Besides being hysterical, that line has replayed many times in my mind, by virtue of that character’s self-assurance and self-determination. You know it when you’ve met a self-possessed, confident man or woman when you meet them. They know where they find value and have taken great pains to shape their lives in a way that maximizes those values and the pleasures derived from them, even amidst the judgment of those who are threatened by their kind of confidence. They are intentional with the lives that they’ve worked hard to craft. I’ve found that a common theme that all who I admire share is that they “know what they are about” and they live in such a way that proves it. This is the way I wish to live. Let it be that my actions prove to you the kind of man I hope to be next year, in five years, in two decades.

Living like you “know what you are about” requires a chilling degree of mindfulness, humility, reflection, and honesty. What is it that you do on a daily basis right now that you would like to stop tomorrow? What habits have you allowed to take the ball and run away with it? What do you do that you know you don’t want to do? It takes mindfulness to become aware of what makes your body feel good and healthy. It takes humility to admit that you may not be living like the best version of you could be living. It takes reflection to find where that habit of mindless eating or Instagram scrolling really got away from you. It takes honesty to see that you may not be making decisions that your future self could be thanking you for.

Fresh starts are freely available commodities.

Living like you “know what you are about” also takes vision, courage, sweat, and grace. How does the best version of yourself live, five years from now? What steps could start you in that direction today? Where could you employ the power of compound interest by setting up habits that you’re proud to follow through on each day? It takes a vision of what your life could look like if things went well. It takes courage to identify what steps would help you get there and to actually walk those steps. It takes sweat, literal and metaphorical, to do the hard work that leads to your vision becoming reality. Finally, it takes grace to know when you’ve failed, to learn from what happened, and to avoid the same mistake tomorrow. Breaking your diet with a slice of pizza today doesn’t mean you must eat three whole pizzas tomorrow. Fresh starts are freely available commodities. Tomorrow, start the new streak at day 1.

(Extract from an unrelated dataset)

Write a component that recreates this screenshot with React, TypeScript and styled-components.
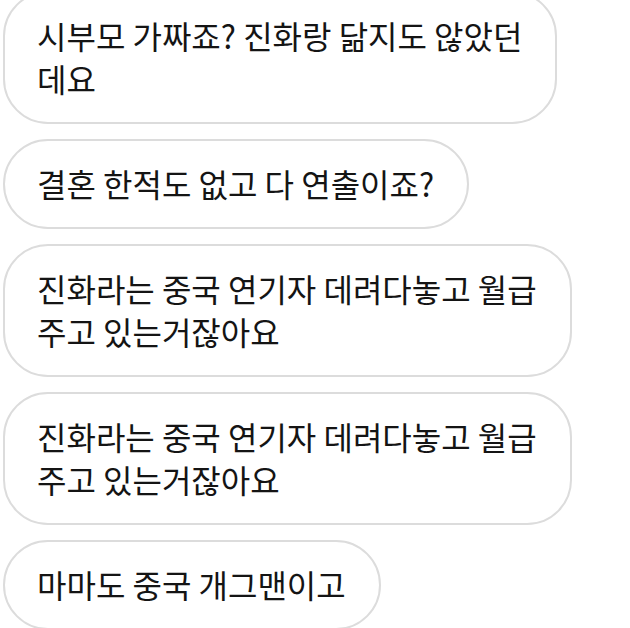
import React from 'react';
import styled, { createGlobalStyle } from 'styled-components';

const GlobalStyle = createGlobalStyle`
    html, body {
        margin: 0;
        padding: 0;
        background: #ffffff;
        overflow: hidden;
    }
`;

const Thread = styled.div`
    display: flex;
    flex-direction: column;
    align-items: flex-start;
    gap: 15px;
    margin-top: -9px;
    padding-left: 3px;
    width: 630px;
    height: 637px;
    overflow: hidden;
`;

const Bubble = styled.div`
    width: fit-content;
    box-sizing: border-box;
    padding: 21px 33px 22px 32px;
    border: 2px solid #dcdcdc;
    border-radius: 45px;
    background: #ffffff;
    color: #141414;
    font-family: 'Noto Sans CJK KR', 'Noto Sans', sans-serif;
    font-size: 32px;
    line-height: 43px;
    white-space: nowrap;
`;

const Line = styled.div`
    display: block;
`;

const messages: string[][] = [
    ['시부모 가짜죠? 진화랑 닮지도 않았던', '데요'],
    ['결혼 한적도 없고 다 연출이죠?'],
    ['진화라는 중국 연기자 데려다놓고 월급', '주고 있는거잖아요'],
    ['진화라는 중국 연기자 데려다놓고 월급', '주고 있는거잖아요'],
    ['마마도 중국 개그맨이고'],
];

export default function App() {
    return (
        <>
            <GlobalStyle />
            <Thread>
                {messages.map((lines, i) => (
                    <Bubble key={i}>
                        {lines.map((line, j) => (
                            <Line key={j}>{line}</Line>
                        ))}
                    </Bubble>
                ))}
            </Thread>
        </>
    );
}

Intentional living is crafted through your values. Really at the heart of all this work, your values are revealing how they could be acted out and helping to fine tune the details. I’ve learned through much trial and error where I can reclaim my time and my attention for my primary values of health, relationships, growth, and contribution. I’ve thought through seemingly mundane details of my day in order to squeeze as much meaning and energy out of everything I do. I figure, if I must do something on a daily basis, then I can at least attach meaning to it and learn to enjoy it.

I’ve made a list below of different habits and practices that I’ve intentionally set up to serve my values. I hope these can help prime your mind with ideas that may set you off in a positive direction. I am not perfect at any one of these, but these are the decisions I’ve made for myself. I have certainly not arrived. I am actually quite certain that I never will, but at least I know that I’m aiming in the right direction. I like to think that I could confidently look a waiter in the eye while ordering over ten pounds of lunch meat and let him know that “I know what I’m about.”

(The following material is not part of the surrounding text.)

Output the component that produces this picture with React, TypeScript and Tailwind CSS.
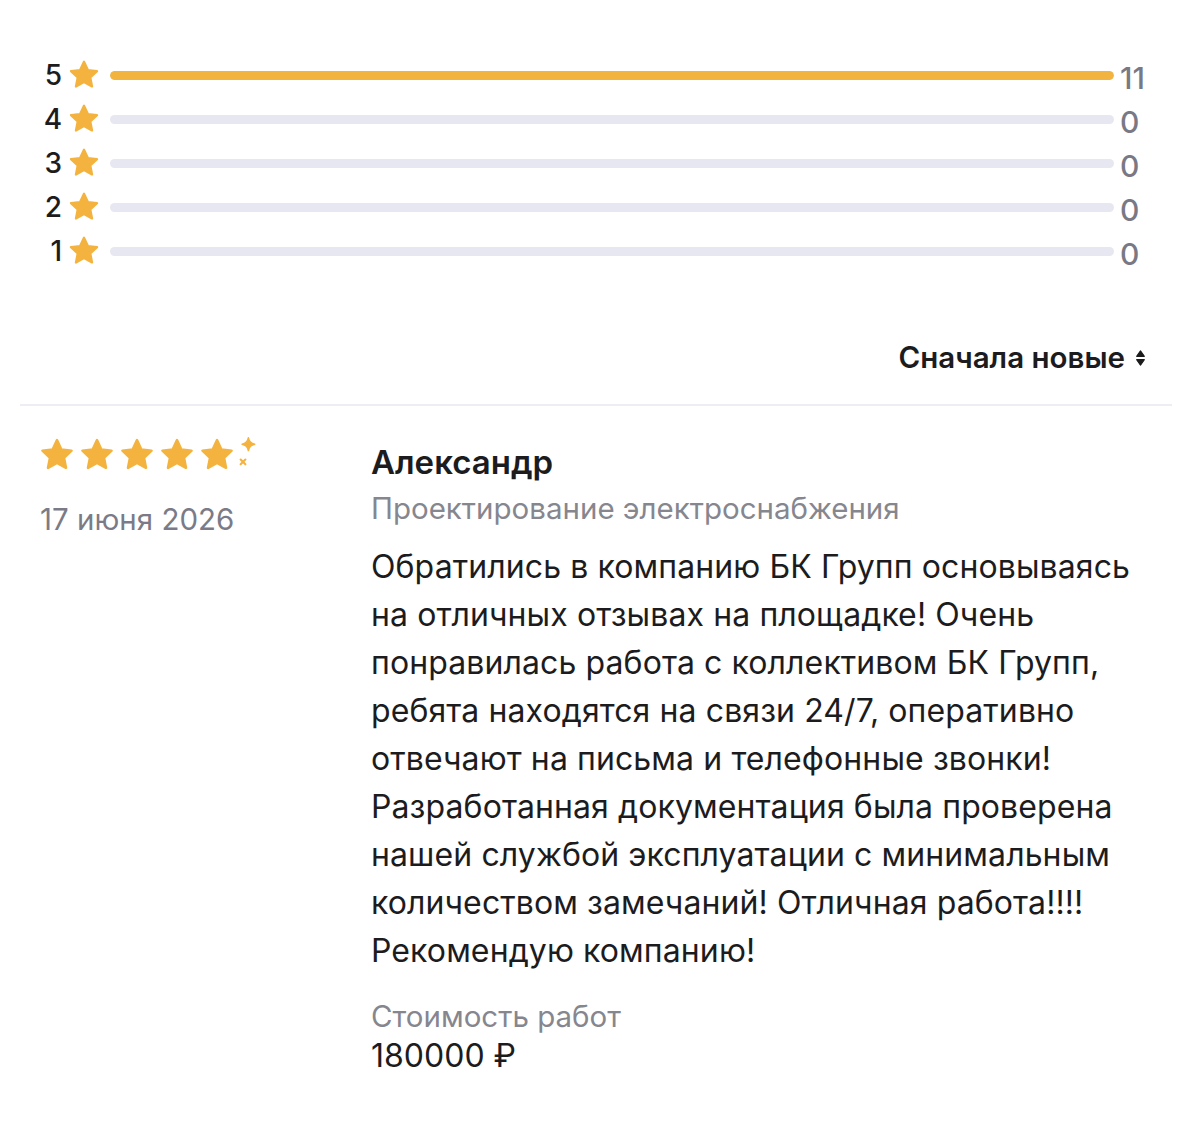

  • Wake up at 4:40 AM to workout at the gym before work.
  • Meal prep the same breakfasts and lunches for work.
  • Drink tea instead of coffee.
  • Eat only between the hours of 10 AM and 6 PM.
  • Drink at least four liters of water every day.
  • Tie my left shoe first and then my right.
  • Read a chapter of scripture every morning.
  • Fill a journal page every day.
  • Listen to podcasts and musicians that inspire me to think, to act, and to create.
  • Pack gym clothes the night before I need them.
  • Practice ten minutes of meditation every night.
  • Practice yoga, before bed, three nights a week.
  • Read at least 30 minutes every day.
  • Own only 33 articles of clothing (not including pairs of undergarments and socks).
  • Wear only plain black t-shirts.
  • Live a minimalist lifestyle.
  • Practice Sabbath every Friday.
  • Go on a date with my wife every other weekend.
  • Plug in and turn off my phone by 7 PM.